At the 1.5 billion parameter scale, Mamba-3 outperforms its predecessor Mamba-2 and matches Meta's Llama-3.2-1B across standard language benchmarks. The speed difference is dramatic: Mamba-3 SISO completes a benchmark sequence (n=16,384) in 140.61 seconds compared to 976.50 seconds for Llama-3.2-1B. That 7x speedup comes from the fundamental architectural difference between state-space models and transformers. Transformers scale quadratically with sequence length, while SSMs scale linearly.
The full implementation is available on GitHub under the state-spaces organization, continuing the open-source tradition of the Mamba project.
Why It Matters
Transformers have dominated AI model architecture since 2017, but their quadratic scaling with sequence length creates real cost and latency problems as context windows grow longer. Every doubling of context length quadruples the compute required. State-space models like Mamba-3 avoid this entirely, scaling linearly instead.
Until now, the tradeoff was clear: SSMs were faster but less capable. Mamba-3 narrows that gap to the point where the performance difference may no longer justify the cost difference for many applications. For creative AI workflows that process long documents, extended conversations, or multi-step generation pipelines, 7x faster inference translates directly into lower costs and shorter wait times.

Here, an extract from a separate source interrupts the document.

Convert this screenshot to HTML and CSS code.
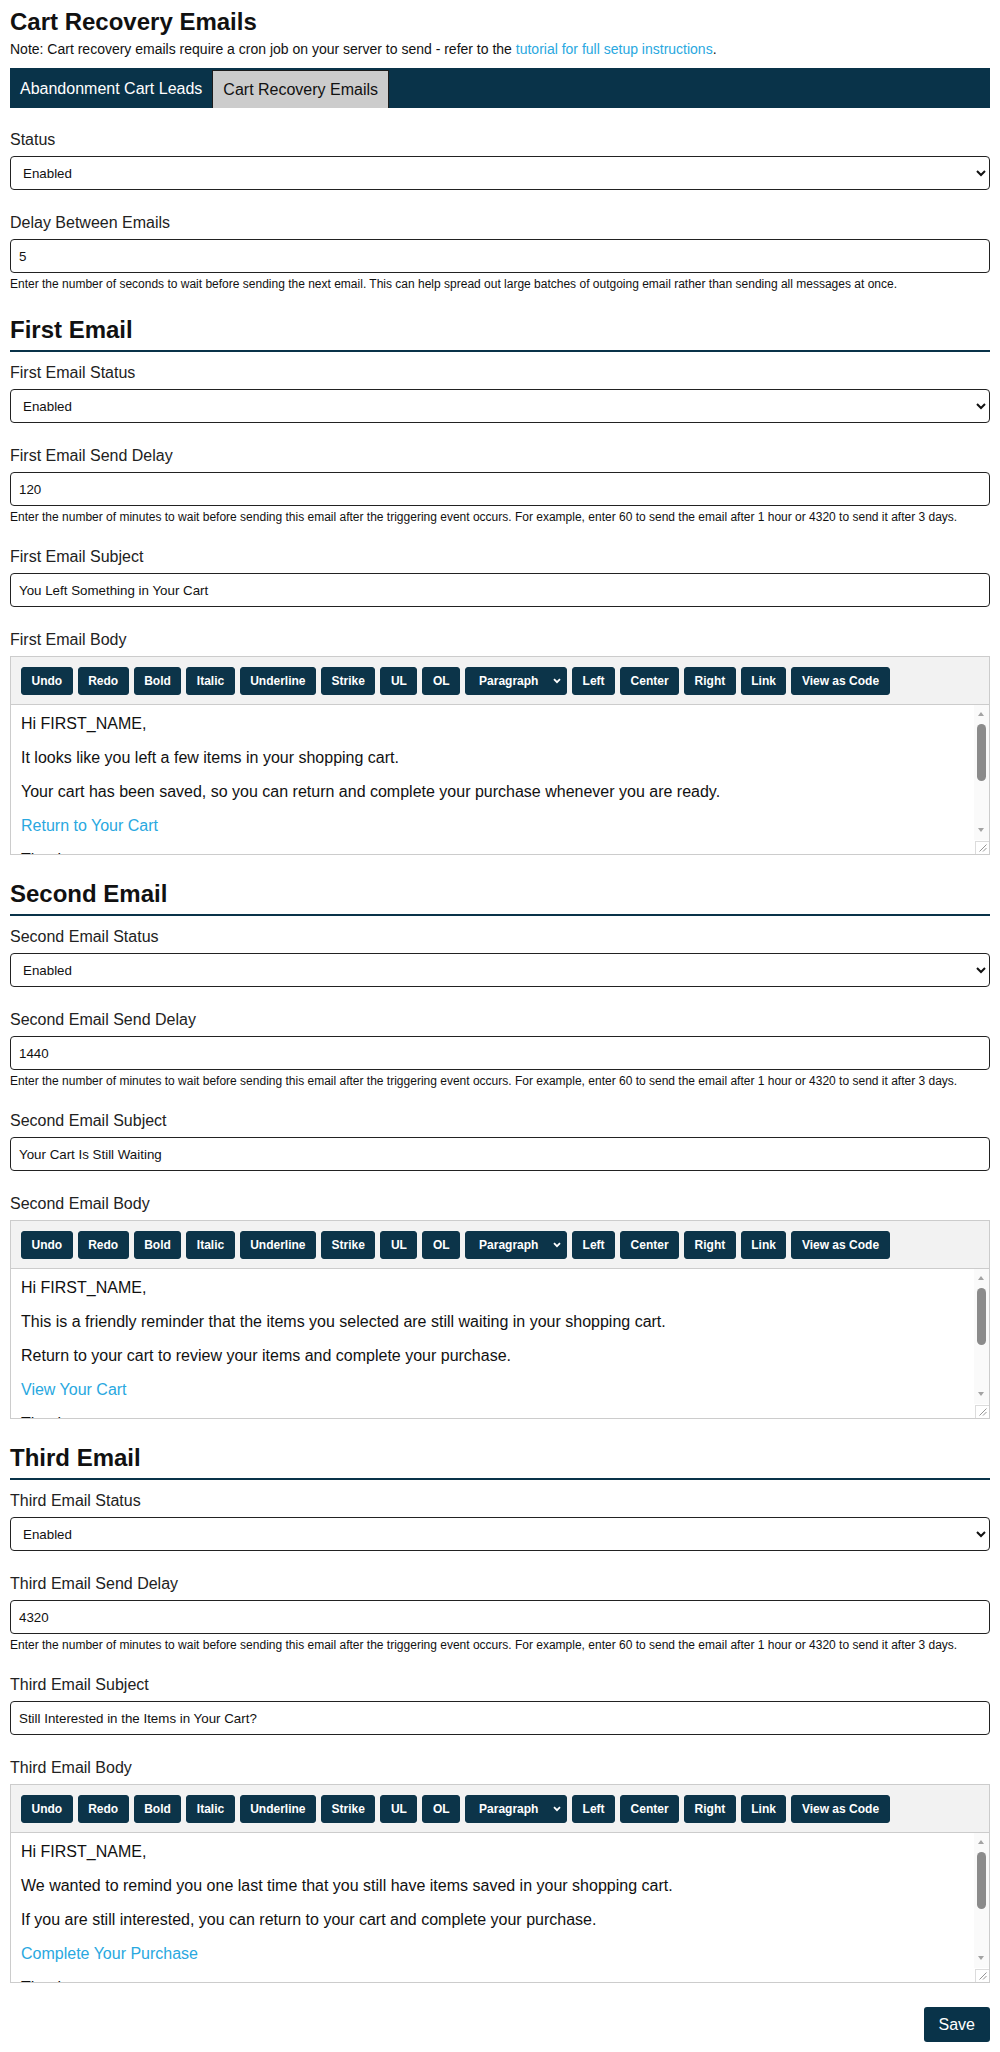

This is part of a broader wave of open-source AI innovation in March 2026 that is expanding the options available beyond the dominant transformer paradigm. If SSMs continue closing the quality gap, the economic pressure on transformer-based services could accelerate adoption of hybrid or pure SSM architectures.
Key Details
- Architecture: State-space model with exponential-trapezoidal discretization, complex-valued states, MIMO formulation
- Scale tested: 1.5 billion parameters
- Speed: 140.61s vs 976.50s for Llama-3.2-1B (7x faster at n=16,384)
- Quality: Matches Llama-3.2-1B, outperforms Mamba-2
- License: Open source on GitHub
- Published: ICLR 2026, arXiv March 16
What to Do Next
If you work with long-context applications or high-volume inference pipelines, clone the Mamba-3 repository and benchmark it against your current transformer setup on your specific workload. The 7x speed advantage is measured on a specific benchmark configuration, so your results will vary depending on sequence length and task type. For teams spending heavily on inference compute, even a partial speedup at comparable quality could meaningfully reduce costs.